Christian Poncelet : Le gouvernement lie la réforme de la taxe professionnelle à l'emploi. Je ne suis pas convaincu que cette disposition soit de nature à créer beaucoup d'emplois. Au passage, je remarque que le gouvernement accorde à l'entreprise une réduction de son imposition, et je m'en félicite. Mais il l'accorde avec l'argent des collectivités locales, car l'augmentation de la cotisation minimale pour les entreprises va bénéficier directement aux caisses de l'État.
Par ailleurs, je m'interroge sur la réalité des perspectives de croissance du gouvernement. En juin dernier, Dominique Strauss-Kahn indiquait déjà que la progression du PIB ne serait pas de 3,1 % en 1999, mais de 2,7 %. Et depuis, l'environnement économique et financier ne s'est pas amélioré, loin de là. Je ne suis même pas sûr que ces 2,7 % seront respectés. Pour maintenir la croissance, il faut relancer la consommation intérieure et l'investissement. Mais ce dernier objectif est contradictoire avec la réforme de la taxe professionnelle, qui va rapidement peser uniquement sur l'investissement.

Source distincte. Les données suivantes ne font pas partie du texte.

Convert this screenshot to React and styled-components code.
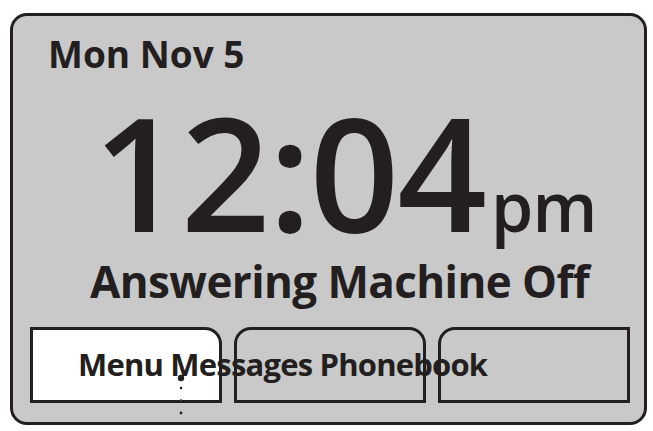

Pour donner un coup de pouce à l'emploi, il eût été plus utile de baisser les charges notamment sur les bas salaires, comme je l'avais souhaité dans une proposition de loi déjà votée par le Sénat. Celle-ci s'inspirait du dispositif d'allègement mis en place pendant deux ans en faveur du textile et qui a permis de créer ou de sauver 30 000 emplois. Je me suis d'ailleurs félicité d'entendre récemment Laurent Fabius déclarer, lui aussi, que cette voie devait être suivie.